Например, Ходорковский всегда декларировал, что ему все равно, какого качества и типа людьми управлять, потому что он знает цели и может выстроить людей в процессе для достижения нужной ему цели. И доказывал это своим трудом. Я же могу работать только с людьми приличными. И строить с ними отношения на базе практически равенства, единства целей, единства интересов и партнерства.

И тоже достигал цели, хотя, может быть, количество ошибок в моей схеме больше. Но я на другую перейти просто не способен. Кстати, годы работы с людьми показали мне, что в этих двух схемах нет большого противоречия, потому что если набирать людей исключительно профессиональных, то есть заточенных выполнять работу наиболее качественно и знающих, что нужно делать, то они чаще всего и люди хорошие. Персоналом я занимался много и кое-какой опыт получил.

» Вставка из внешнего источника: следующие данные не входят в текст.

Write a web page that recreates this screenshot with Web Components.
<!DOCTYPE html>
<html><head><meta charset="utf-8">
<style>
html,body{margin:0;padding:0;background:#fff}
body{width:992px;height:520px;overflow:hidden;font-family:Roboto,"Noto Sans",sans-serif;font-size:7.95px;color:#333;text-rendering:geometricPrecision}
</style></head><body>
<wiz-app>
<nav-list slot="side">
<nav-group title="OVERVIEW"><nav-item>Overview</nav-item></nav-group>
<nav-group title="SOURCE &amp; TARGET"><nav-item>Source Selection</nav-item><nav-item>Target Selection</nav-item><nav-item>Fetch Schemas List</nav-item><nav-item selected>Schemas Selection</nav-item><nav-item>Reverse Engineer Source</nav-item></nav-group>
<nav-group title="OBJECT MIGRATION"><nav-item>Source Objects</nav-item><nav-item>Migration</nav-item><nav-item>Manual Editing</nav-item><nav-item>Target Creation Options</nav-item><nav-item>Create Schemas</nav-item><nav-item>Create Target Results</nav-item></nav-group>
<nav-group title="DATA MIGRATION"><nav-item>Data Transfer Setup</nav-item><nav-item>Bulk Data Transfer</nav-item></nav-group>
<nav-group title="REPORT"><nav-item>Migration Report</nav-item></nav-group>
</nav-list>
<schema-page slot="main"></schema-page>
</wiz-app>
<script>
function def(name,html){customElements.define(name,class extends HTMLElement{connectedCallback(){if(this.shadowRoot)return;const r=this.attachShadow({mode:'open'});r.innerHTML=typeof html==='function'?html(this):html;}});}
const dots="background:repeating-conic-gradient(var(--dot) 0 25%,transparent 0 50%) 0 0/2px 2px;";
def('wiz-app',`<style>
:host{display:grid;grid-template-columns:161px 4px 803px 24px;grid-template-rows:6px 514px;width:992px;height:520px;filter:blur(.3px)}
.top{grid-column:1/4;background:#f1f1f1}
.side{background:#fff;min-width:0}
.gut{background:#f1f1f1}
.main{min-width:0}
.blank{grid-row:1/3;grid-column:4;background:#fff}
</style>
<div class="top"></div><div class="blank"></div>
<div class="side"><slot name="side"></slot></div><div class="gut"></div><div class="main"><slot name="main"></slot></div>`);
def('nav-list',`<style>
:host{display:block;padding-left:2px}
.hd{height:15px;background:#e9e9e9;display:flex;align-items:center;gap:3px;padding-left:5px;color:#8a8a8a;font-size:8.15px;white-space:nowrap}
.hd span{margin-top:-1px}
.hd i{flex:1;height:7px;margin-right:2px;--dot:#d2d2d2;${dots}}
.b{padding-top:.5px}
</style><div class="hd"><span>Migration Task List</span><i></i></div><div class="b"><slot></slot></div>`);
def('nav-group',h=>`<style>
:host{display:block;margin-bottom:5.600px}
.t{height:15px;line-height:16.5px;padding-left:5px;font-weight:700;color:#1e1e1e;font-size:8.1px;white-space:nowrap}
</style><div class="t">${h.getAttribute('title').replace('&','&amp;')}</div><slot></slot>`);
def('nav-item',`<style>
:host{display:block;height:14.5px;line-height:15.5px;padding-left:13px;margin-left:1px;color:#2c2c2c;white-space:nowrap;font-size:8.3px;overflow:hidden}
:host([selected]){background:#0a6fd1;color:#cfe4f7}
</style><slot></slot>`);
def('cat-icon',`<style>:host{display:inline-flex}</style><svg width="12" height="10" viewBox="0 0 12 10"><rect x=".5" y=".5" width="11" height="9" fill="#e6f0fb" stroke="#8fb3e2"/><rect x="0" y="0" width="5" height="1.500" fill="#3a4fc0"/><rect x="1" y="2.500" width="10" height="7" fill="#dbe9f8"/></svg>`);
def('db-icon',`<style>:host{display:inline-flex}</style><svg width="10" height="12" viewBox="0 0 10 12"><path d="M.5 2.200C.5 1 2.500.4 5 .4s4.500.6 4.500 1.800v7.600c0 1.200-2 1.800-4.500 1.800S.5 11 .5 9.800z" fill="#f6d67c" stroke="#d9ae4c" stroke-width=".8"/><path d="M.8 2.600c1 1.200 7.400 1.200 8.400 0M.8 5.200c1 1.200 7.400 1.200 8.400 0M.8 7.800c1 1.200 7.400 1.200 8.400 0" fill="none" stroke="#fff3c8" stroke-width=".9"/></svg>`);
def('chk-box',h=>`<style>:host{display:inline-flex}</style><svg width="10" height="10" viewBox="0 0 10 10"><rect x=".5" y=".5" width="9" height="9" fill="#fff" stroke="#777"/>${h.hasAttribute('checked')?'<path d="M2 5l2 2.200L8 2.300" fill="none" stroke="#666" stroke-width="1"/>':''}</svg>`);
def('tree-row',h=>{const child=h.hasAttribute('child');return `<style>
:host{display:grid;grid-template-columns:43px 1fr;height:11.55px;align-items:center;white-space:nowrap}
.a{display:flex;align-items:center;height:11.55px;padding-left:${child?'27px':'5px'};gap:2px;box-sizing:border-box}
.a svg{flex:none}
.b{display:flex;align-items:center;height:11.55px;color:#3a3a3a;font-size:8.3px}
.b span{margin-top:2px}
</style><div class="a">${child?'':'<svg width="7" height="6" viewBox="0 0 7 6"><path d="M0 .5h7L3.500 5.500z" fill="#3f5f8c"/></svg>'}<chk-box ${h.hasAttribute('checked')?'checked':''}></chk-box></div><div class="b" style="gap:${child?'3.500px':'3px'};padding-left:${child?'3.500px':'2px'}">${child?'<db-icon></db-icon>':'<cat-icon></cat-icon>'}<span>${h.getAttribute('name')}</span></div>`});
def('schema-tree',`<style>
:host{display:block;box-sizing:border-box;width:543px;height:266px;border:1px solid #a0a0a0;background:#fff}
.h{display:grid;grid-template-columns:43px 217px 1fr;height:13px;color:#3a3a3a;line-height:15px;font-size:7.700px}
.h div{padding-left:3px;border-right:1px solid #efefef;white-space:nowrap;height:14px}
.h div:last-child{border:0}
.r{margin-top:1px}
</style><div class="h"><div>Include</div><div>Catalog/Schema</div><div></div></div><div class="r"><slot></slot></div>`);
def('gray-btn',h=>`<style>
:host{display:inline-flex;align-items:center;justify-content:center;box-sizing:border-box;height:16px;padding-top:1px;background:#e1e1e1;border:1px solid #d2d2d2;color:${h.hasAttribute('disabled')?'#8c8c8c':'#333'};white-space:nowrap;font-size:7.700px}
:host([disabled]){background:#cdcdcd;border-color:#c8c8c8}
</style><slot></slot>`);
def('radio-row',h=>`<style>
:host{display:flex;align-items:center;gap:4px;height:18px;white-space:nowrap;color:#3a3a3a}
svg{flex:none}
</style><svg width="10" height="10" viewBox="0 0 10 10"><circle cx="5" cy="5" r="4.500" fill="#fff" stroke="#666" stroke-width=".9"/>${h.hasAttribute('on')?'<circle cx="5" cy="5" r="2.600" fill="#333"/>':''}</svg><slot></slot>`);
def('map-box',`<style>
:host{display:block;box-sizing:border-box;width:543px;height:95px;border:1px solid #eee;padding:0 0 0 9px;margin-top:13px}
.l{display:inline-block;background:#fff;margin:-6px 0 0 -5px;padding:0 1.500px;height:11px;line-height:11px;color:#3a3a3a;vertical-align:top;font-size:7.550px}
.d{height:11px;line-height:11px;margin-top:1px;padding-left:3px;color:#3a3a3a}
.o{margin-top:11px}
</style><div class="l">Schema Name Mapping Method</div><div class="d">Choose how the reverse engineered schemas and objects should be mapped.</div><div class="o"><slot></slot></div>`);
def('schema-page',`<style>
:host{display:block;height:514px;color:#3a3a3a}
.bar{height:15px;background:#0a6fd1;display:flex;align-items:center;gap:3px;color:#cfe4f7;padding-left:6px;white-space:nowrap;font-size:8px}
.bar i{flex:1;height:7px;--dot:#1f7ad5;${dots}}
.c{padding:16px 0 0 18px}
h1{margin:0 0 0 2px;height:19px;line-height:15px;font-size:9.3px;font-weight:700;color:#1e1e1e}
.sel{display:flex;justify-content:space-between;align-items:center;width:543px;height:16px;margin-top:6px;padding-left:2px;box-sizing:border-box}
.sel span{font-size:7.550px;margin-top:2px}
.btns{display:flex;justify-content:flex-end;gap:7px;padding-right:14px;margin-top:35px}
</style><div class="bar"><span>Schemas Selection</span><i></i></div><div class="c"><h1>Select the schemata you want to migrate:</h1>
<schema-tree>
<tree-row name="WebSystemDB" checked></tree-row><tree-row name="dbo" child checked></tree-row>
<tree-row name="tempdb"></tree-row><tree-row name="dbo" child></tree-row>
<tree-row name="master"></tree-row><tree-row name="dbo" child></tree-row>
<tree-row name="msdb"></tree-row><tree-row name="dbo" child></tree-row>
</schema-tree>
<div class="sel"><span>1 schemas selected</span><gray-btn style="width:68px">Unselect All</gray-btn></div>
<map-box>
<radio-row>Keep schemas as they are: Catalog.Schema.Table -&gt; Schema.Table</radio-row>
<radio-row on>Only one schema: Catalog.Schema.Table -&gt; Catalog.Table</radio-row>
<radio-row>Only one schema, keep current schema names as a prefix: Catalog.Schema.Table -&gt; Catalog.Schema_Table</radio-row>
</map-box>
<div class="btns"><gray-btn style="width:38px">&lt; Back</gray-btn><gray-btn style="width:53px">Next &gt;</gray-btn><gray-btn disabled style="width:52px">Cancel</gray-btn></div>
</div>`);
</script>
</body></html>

О книге и об убеждениях. Это был старт наших убеждений, для нас книга сыграла и такую роль. Для меня. Я не живу внутри Ходорковского и не могу сказать, что эту сложную и развитую личность я понимаю совершенно. Мне необходимо осмыслить и описать, где я нахожусь, что во мне изменилось и так далее. Для меня книга — это некий старт дальнейшего размышления о цели и способе существования в мире. Она имела и имеет для меня большое значение. Например, для меня стало понятно после того, как это все было написано и подытожено, что я назад не хочу, ну никак.

До этого у меня никогда не было никаких эмигрантских настроений, несмотря на национальность. Я даже в период большой волны эмиграции из Советского Союза, из России, из Москвы в 1990-м году как-то это упустил, был занят работой. Но с момента написания книги я начал понимать, что если страна пойдет назад, а это было возможно, и теперь, как мы видим, стало возможно, то я не буду здесь жить, не смогу просто.

— А не было тогда такого ощущения, что Клондайк здесь?

— Наверное, у кого-то было, но мои амбиции не связаны с освоением Клондайков. Мои материальные амбиции заканчивались, когда я переставал считать деньги на жизнь и на образование, на себя и мою семью. И на поддержку родителей. Это не огромные деньги. Качество жизни, дом, машина — это все может быть лимитировано, это для меня не так существенно.